━━━ DATA EXTRACT ━━━

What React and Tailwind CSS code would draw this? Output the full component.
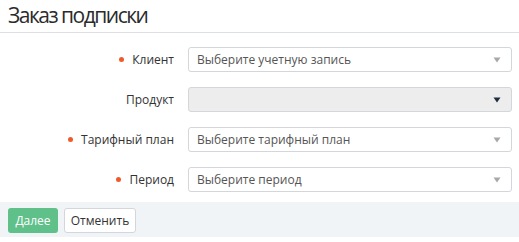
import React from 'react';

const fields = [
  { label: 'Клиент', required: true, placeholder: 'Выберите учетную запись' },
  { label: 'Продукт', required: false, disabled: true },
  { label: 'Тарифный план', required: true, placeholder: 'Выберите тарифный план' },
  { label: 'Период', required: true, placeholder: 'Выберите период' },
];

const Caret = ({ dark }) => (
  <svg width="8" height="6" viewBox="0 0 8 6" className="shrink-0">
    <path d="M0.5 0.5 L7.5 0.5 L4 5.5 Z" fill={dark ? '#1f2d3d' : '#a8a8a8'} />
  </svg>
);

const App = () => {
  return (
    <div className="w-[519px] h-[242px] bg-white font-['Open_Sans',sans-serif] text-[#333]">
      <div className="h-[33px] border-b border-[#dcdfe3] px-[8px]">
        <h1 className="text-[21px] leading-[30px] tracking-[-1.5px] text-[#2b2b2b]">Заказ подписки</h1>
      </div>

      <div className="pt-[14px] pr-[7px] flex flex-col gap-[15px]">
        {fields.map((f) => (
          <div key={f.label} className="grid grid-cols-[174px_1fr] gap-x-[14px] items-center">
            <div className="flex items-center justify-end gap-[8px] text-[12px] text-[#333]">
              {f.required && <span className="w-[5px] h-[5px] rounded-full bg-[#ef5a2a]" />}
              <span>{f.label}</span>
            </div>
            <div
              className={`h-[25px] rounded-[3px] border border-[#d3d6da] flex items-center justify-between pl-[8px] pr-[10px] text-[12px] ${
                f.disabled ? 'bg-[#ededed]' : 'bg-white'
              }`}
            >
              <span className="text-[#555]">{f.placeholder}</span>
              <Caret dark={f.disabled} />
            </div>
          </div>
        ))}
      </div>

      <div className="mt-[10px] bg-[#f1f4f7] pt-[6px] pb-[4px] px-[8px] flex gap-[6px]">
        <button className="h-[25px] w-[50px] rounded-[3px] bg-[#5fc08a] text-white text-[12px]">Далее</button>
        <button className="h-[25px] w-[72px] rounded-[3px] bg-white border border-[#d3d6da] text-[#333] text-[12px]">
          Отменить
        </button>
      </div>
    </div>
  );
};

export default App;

━━━

**TASK STATEMENT**
Output the material word for word, omitting its pictures.

**SOLUTION TO THIS EXERCISE**
What React and Tailwind CSS code would draw this? Output the full component.
import React from 'react';

const fields = [
  { label: 'Клиент', required: true, placeholder: 'Выберите учетную запись' },
  { label: 'Продукт', required: false, disabled: true },
  { label: 'Тарифный план', required: true, placeholder: 'Выберите тарифный план' },
  { label: 'Период', required: true, placeholder: 'Выберите период' },
];

const Caret = ({ dark }) => (
  <svg width="8" height="6" viewBox="0 0 8 6" className="shrink-0">
    <path d="M0.5 0.5 L7.5 0.5 L4 5.5 Z" fill={dark ? '#1f2d3d' : '#a8a8a8'} />
  </svg>
);

const App = () => {
  return (
    <div className="w-[519px] h-[242px] bg-white font-['Open_Sans',sans-serif] text-[#333]">
      <div className="h-[33px] border-b border-[#dcdfe3] px-[8px]">
        <h1 className="text-[21px] leading-[30px] tracking-[-1.5px] text-[#2b2b2b]">Заказ подписки</h1>
      </div>

      <div className="pt-[14px] pr-[7px] flex flex-col gap-[15px]">
        {fields.map((f) => (
          <div key={f.label} className="grid grid-cols-[174px_1fr] gap-x-[14px] items-center">
            <div className="flex items-center justify-end gap-[8px] text-[12px] text-[#333]">
              {f.required && <span className="w-[5px] h-[5px] rounded-full bg-[#ef5a2a]" />}
              <span>{f.label}</span>
            </div>
            <div
              className={`h-[25px] rounded-[3px] border border-[#d3d6da] flex items-center justify-between pl-[8px] pr-[10px] text-[12px] ${
                f.disabled ? 'bg-[#ededed]' : 'bg-white'
              }`}
            >
              <span className="text-[#555]">{f.placeholder}</span>
              <Caret dark={f.disabled} />
            </div>
          </div>
        ))}
      </div>

      <div className="mt-[10px] bg-[#f1f4f7] pt-[6px] pb-[4px] px-[8px] flex gap-[6px]">
        <button className="h-[25px] w-[50px] rounded-[3px] bg-[#5fc08a] text-white text-[12px]">Далее</button>
        <button className="h-[25px] w-[72px] rounded-[3px] bg-white border border-[#d3d6da] text-[#333] text-[12px]">
          Отменить
        </button>
      </div>
    </div>
  );
};

export default App;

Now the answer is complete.